The first Lady may believe that her husband is not the cause of the hardship hammering Nigerians, but as the first citizen of the country, and the preeminent Nigerian who held up his hand and pledged to lead Nigeria to a new dawn, the buck stops on his table. Any attempt to shift that buck now that the tide is fiercest is disingenuous and even deceitful.

Then, isn’t the first Lady and by extension, the first family, weary already of this tired trope about Nigeria getting better in the nearest future? Nigerians want a better future now, and who would blame them if after years of patience, they are finally waiting with impatience? They are beyond wary of those who are feeding fat on public funds while prophesying that the present famine will end soon.

Among younger Nigerians who make up the generation of Nigerians that is worst hit by the country’s dysfunction, there is a running joke. It is about children being leaders of tomorrow, a line Nigerian leaders are particularly fund of.

Among the generation described as lazy by Muhammadu Buhari, former Nigerian president, are many who were told as children that they were leaders of tomorrow but have arrived in that future not only without leadership entrusted to them, but without leadership provided to guide them. That is the generation Nigeria has left stranded. Many of them make up the audience the first lady sings her message of hope in a better future to, while absolving the current administration of blame. If she pays attention, she would find out that rather than rapt, that audience is raging.

The first lady must understand that the generation she addresses is wary not just of the men who strut Nigeria’s corridors of power, but of the women who stand behind them, supporting them.

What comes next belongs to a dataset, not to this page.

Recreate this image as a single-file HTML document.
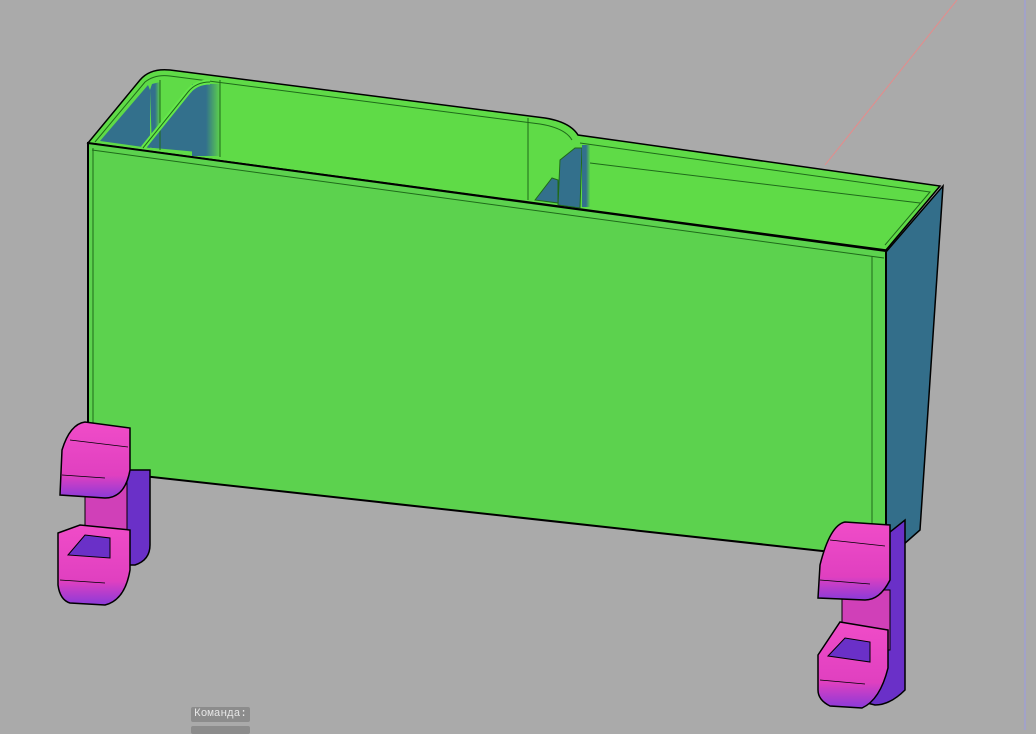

She shifts blame from the president for Nigeria’s woes but leaves the blame hanging, refusing to place them anywhere. She asks for two more years for the President without as much as explaining with concrete examples how the eighteen months already conceded have been used and whether there has been any improvement in the lives of Nigerians.

Beyond the generous but rather curious cash donations doled out to victims of Nigeria’s dereliction in Borno and Plateau State, the first lady is yet to demonstrate that beyond the high maintenance expenses of her office which is by the way not recognized by Nigerian law, she has elevated Nigerians in any significant manner.

Eighteen months may seem a fraction of a lifetime, but in the grander scheme of the tyranny of time, it is more than enough time to show that one has what it takes for the biggest stages. So far, Nigerians can’t see anything and it is not because they are blind. If anything, the hunger haunting the land like a gustatorial ghost has ripped the scales off the eyes of Nigerians. More than ever, Nigerians can see.

Bola-Ahmed-Tinubu-1062x598

What they can see is that the current administration is struggling to live up to the promises it made to Nigerians. Crucially, they can see through the elaborate attempts made to whitewash the administration’s struggles. So, instead of doublespeak, subterfuge or sophistry, Nigerians would rather be caught up in the drama that dovetails deliciously with development.

Rather than defending the indefensible, the first lady can direct her efforts towards gender equality and gender justice. With more women and girls in Nigeria falling victim to horrific gender-based violence, the first lady can focus on giving them a voice rather than making sorry excuses for the conditions that are indirectly conducive to gender-based violence.
Anything else would not only salt Nigerian wounds but would do dangerous disservice to citizens already reeling from more broken promises.